OUT of a haze of moonlight, a frowning mansion towered in the gloom at the end of a dark drive.
Banshees shrieked from shadowy rafters and ghostly silhouettes flitted across the ancient stonework as a heavy door creaked open.
Two tiny journalists held their breaths and resisted the temptation to run for their lives.
Like the opening scene of a vintage horror movie, they half expected a hairy gnarled hand to curl around the door and shake out their souls.
“Are you here for the Raehills Fright Night?”, asked a cheery voice. “I’m Allan from the Anthony Nolan Trust. Welcome. Hope the peacocks didn’t spook you too much!”
Stepping into Raehills, stately home of the Earls of Annandale and family seat of the Johnstone clan, it was not difficult to imagine why the trust had organised its latest fundraising fright night for courageous ghost hunters there.
Johnstone ancestors glowered from the walls, their disapproving eyes following the large group of strangers to the stately drawing room where the Lord and Lady; TV medium Derek Acorah; the Borders Paranormal Group; and Dumfries’ own Mostly Ghostly were waiting to host a spirited evening of spooky activity to entertain the living visitors — all hoping to catch a glimpse of Raehill’s infamous Green Lady who stalks the upstairs corridors.
But the audience was in for a shock when Mr Acorah announced that there was more than just the spirit of a lady to contend with.
“I am picking up five individual spirit people,” he said, “as well as some residual energy in this house. Bless them.”
Derek told his audience that there were two women and three men, before he also picked up on the presence of a mischievous child. A light tapping on the door at that moment confirmed that, living or dead, at least something was listening.
“Elisia and Anne,” Derek called the women’s names. He later described two men, William and John, who were in "visitation" together. He gave a date of 1867. He also said that there was another male presence, at least 100 years older, who was a lot meaner than the others: “he had an attitude to show anger in his day,” was the chilling description.
A few members of the audience were given messages from their deceased relatives — most reporting to be uncannily accurate — before everyone re-grouped in a room in the labyrinthine cellars, aptly named Ghost Central, to be given their itinerary for the evening — a ghost hunt and night vigil to find the lurking phantoms.
Armed with night vision cameras, electro magnetic flux (EMF) metres, a few dousing rods, some crystals and a large portion of courage, the visitors were split up into smaller groups and each accompanied to certain parts of the house by members of the Borders Paranormal Group and Mostly Ghostly to begin their investigations.
Blithe spirits or Scotch mist?

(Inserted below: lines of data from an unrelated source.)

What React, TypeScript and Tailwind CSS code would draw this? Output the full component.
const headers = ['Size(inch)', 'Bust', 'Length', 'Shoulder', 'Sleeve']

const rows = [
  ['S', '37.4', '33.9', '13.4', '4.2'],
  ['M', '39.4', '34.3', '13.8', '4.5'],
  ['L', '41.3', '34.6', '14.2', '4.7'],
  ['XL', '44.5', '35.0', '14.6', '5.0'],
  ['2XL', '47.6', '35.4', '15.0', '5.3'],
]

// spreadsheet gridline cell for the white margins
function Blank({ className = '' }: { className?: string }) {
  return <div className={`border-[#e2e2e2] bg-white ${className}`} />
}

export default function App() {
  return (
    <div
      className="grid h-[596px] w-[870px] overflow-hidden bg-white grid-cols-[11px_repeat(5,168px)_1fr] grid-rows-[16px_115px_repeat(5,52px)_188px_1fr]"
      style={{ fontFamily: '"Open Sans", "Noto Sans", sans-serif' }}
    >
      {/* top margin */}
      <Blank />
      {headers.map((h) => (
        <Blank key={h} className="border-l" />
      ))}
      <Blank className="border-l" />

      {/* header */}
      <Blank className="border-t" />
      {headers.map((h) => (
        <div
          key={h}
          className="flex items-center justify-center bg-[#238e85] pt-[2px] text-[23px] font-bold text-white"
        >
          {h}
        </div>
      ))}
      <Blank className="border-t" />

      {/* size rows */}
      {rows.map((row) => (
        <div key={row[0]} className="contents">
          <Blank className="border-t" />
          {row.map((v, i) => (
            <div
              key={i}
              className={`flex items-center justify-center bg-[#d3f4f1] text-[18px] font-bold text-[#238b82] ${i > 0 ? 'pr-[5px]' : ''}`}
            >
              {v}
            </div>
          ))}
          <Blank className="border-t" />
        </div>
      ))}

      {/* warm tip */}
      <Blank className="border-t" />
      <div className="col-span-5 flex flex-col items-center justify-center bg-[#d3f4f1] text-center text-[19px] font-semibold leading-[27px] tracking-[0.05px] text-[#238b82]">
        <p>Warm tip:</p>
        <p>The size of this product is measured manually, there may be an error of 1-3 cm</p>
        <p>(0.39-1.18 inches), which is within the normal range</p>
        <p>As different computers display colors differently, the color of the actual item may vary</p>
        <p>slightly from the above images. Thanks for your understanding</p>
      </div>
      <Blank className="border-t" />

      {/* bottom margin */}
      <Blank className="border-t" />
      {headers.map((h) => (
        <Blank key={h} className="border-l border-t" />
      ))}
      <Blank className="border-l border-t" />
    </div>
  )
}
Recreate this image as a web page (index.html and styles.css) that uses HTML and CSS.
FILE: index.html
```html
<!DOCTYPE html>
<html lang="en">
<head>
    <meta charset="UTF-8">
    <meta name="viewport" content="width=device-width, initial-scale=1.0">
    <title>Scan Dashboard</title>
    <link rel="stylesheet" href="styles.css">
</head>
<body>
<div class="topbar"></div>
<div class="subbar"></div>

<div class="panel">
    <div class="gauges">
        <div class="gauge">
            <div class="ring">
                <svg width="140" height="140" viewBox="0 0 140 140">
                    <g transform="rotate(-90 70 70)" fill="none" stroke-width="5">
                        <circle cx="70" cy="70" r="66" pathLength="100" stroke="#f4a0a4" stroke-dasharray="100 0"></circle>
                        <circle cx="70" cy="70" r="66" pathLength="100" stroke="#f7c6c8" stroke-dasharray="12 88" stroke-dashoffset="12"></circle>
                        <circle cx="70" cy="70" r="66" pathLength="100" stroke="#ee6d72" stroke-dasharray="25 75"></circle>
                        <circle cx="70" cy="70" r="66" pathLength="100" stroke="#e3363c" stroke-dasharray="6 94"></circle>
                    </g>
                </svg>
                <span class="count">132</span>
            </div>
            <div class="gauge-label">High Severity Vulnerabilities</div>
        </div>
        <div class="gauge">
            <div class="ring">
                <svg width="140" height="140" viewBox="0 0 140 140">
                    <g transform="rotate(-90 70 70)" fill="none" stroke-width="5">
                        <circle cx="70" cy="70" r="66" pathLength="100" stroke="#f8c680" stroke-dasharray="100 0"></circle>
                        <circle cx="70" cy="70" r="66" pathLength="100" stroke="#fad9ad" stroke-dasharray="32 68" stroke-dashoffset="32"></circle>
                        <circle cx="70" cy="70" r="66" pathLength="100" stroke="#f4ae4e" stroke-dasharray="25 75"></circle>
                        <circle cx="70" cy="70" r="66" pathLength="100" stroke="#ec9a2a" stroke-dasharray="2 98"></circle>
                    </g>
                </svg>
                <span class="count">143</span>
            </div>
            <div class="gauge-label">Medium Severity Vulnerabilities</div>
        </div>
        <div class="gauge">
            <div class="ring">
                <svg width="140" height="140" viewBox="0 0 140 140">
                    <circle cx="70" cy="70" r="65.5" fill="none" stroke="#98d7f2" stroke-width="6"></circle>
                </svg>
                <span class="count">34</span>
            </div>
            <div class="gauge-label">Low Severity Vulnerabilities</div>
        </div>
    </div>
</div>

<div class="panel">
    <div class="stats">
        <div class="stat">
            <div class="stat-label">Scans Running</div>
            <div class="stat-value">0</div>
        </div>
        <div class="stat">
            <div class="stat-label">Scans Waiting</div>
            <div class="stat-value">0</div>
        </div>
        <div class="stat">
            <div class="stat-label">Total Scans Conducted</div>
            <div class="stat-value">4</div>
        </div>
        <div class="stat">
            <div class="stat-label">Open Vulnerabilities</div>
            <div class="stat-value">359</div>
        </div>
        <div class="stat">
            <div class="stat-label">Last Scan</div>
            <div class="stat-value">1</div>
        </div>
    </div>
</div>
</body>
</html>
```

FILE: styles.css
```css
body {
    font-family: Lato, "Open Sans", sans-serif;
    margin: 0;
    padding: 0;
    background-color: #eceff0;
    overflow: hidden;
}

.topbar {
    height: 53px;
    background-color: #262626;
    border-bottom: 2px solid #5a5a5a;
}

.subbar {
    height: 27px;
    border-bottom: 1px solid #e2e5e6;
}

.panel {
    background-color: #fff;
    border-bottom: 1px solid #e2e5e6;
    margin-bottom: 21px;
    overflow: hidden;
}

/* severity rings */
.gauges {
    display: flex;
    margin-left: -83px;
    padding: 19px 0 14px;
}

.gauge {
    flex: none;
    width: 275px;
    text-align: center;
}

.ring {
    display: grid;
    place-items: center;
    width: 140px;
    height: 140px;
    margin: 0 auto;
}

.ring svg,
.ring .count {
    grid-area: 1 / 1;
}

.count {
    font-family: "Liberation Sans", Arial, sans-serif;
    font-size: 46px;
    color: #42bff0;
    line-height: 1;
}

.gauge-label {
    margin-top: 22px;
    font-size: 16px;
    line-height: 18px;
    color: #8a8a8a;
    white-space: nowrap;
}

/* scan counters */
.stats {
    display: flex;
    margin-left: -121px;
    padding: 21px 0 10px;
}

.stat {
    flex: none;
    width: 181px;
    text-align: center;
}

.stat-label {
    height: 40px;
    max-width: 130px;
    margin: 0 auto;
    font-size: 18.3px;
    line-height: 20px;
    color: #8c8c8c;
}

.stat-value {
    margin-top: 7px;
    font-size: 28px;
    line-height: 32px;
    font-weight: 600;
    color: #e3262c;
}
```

To the sceptics, the evening was inconclusive. To the believers, the night revealed some real evidence of paranormal activity.
Fortunately for the most daunted, the spirits were reasonably quiet on the night but no one went home disappointed.
A light trail was recorded on one of the cameras close to where the Green Lady had been seen; an EMF metre was drained of battery power before it was put to use; a glass moved four or five inches during a divining session in the library; there were some inexplicable knocks and bumps around the house; cold spots; and sudden, strong smells of pipe smoke and lavender in some of the rooms.
This was all just as well, since no one really wants to be scared out of their wits on a Friday night and the event ended peacefully in the early hours of the morning as a hazy rain fell.